We can see in this psalm a pattern for how we should praise our God. Basically we praise him for who he is and for what he does. Both his character and his conduct should be central in our praise. And our praise should be marked by thanksgiving and by intelligent appreciation of what he has done.

Regarding the character of God, the psalmist first mentions that God is good. God’s goodness is the expression of his love. Then the author mentions God’s sovereignty, that he is in control of all other rulers. The third attribute of God that the psalmist focuses on is that the Lord can do great wonders. In a sense, this is a definition of God. In our praise we should mention his wonderful acts. Worship in a real sense is repeating to God his own greatness. We demean God when we do not mention his dignity, and an essential part of his dignity is his ability to work wonders.

The psalmist also considers three features of God’s conduct. First, he is the almighty Creator who brought everything into existence. Second, he is the great Redeemer of his people who delivered them from bondage in Egypt. Third, he is the God of providence who provided his people with food. We can apply those three features to ourselves – the Lord is our Creator, Redeemer and Provider.

An incident that took place in Alexandria in Egypt on February 8th, 358. One of the leaders of the congregation there was Athanasius, a theologian who is remembered today for defending the doctrine of the eternal sonship of Jesus. He had many enemies, both religious and political, and they got the civil authorities to attack him and his congregation. So the government sent soldiers to the church while a meeting was taking place. The worshippers were frightened. But Athanasius announced that they would sing Psalm 136 and the soldiers were astonished as they heard the congregation sing the refrain twenty-six times that God’s love endures forever. The cruelty of the soldiers had not been confined to the church and many living in its vicinity had been killed. Athanasius and many of his flock did not perish that night and they always remembered afterwards that their God is good. And we should do the same.

Tuesday, 27 January 2015

Psalm 135 - Praising the Lord

The psalm opens with an exhortation, maybe offered by the worshippers at the temple concerning those working for God within it (vv. 1-2). They wanted those workers to enjoy praising God – they describe such praise as good and pleasant. It is good because it is right and it is pleasant because it is enjoyable.

They had many reasons for praising God. One was his sovereign selection of Israel as his people (v. 4). Another was his sovereign control of the created order (vv. 5-7). A third was his acts in history on behalf of his people – in verses 8-12 the author repeats what happened at the Exodus as an encouragement to expect great things from God.

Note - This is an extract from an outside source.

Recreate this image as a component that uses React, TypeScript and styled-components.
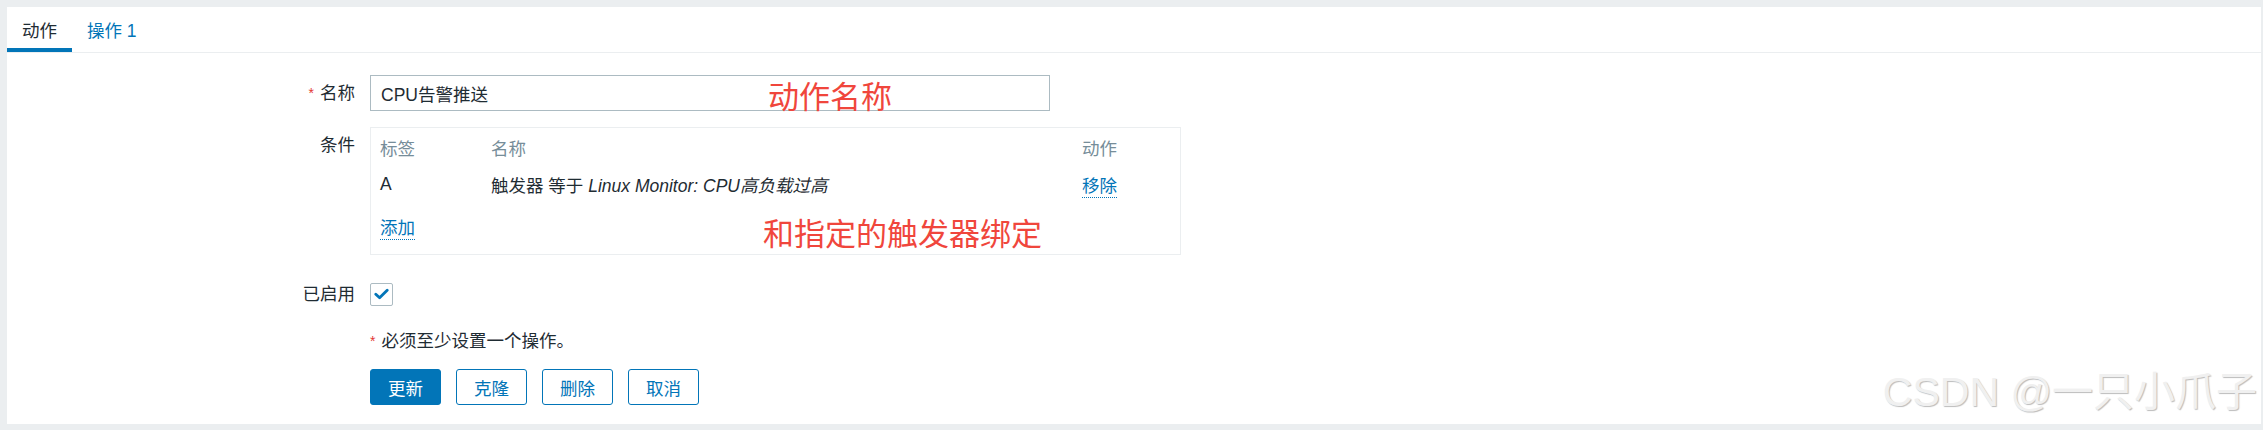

They could also praise God for what he will do in the future (vv. 13-18). Unlike the dumb idols of the nations, the Lord will yet vindicate those who worship him. The idols, because they are non-existent, cannot do anything for those who serve them. Idols are only an extension of those who make them and merely reflect the desires of their makers. In contrast, the Lord is eternal and he will always do great things for his people.

Verses 19-20 indicate that the worshippers saw their song as containing topics that would encourage those who served the Lord in a full-time way. The same reasons can be used as encouragement for contemporary servants of God and it is important for other Christians to remind them of who God is and what he has done for his cause in the past. We should remind one another that our God has eternally loved his people, that he is in control of the universe today, that he has delivered his cause countless times in the past, and that he has wonderful plans for them as they anticipate an endless future of divine blessing.

It is not surprising that those who sang the psalm closed it with a strong affirmation of praise for the Lord (v. 21). The important aspect of Israel’s situation was that their God dwelt with them in Jerusalem. His care and his provision was not given from a detached location. And his care and provision for us is even more intimate. Therefore we should imitate them and bless our God.

Monday, 26 January 2015

Psalm 134 - Mutual Blessings

Verses 1 and 2 express the desires of the worshippers for the priests and others who served overnight in the temple. Twenty-four Levites, three priests and the captain of the guard were on duty each night. Verse 3 is the response of the priests to the worshippers given in the form of a benediction.

It is clear that what the worshippers want is that the priests and others in the temple should speak well of the Lord as they performed their tasks. Perhaps the worshippers realised the dangers connected to repetition of rituals. Or maybe they knew that slackness could have been a possibility at night because no one would be observing those working in the temple.

How does one speak well of the Lord? It means to announce to others the great things that God has done, and to do so clearly, passionately, regularly, and thankfully. The God of Israel had done great things for them as a nation. Similarly, we should desire our God-appointed church leaders to speak well of his gracious dealings with us in redemption from the bondage of sin, in restoration to his family as his children, in the renewing that occurs in sanctification, and in having the great prospect of heaven.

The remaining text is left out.